Which is better than it was:

$ ghc -O2 --make A.hs
[1 of 1] Compiling Main             ( A.hs, A.o )
Linking A ...

$ time ./A
516748.13
./A  3.58s user 0.01s system 99% cpu 3.593 total

multAdd compiles just fine:

        case readFloatOffAddr#
               rb_aVn
               (word2Int#
                  (and# (int2Word# sc1_s1Yx) __word 3))
               realWorld#
        of _ { (# s25_X1Tb, x4_X1Te #) ->
        case readFloatOffAddr#
               rb11_X118
               (word2Int#
                  (and# (int2Word# sc1_s1Yx) __word 3))
               realWorld#
        of _ { (# s26_X1WO, x5_X20B #) ->
        case writeFloatOffAddr#
               @ RealWorld
               a17_s1Oe
               sc3_s1Yz
               (plusFloat#
                  (timesFloat# x3_X1Qz x4_X1Te) x5_X20B)
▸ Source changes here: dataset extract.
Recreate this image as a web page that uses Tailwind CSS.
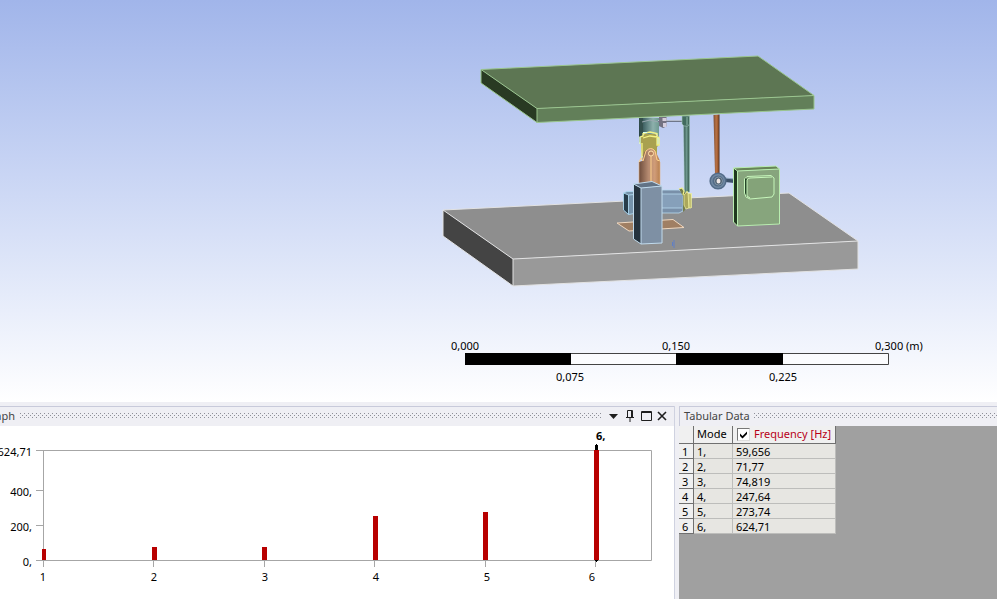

However, you're doing 4-element at a time multiplies in the C code, so we'll need to do that directly, rather than faking it by looping and masking. GCC is probably unrolling the loop, too.

So to get identical performance, we'd need the vector multiply (a bit hard, possibly via the LLVM backend) and unroll the loop (possibly fusing it). I'll defer to Roman here to see if there's other obvious things.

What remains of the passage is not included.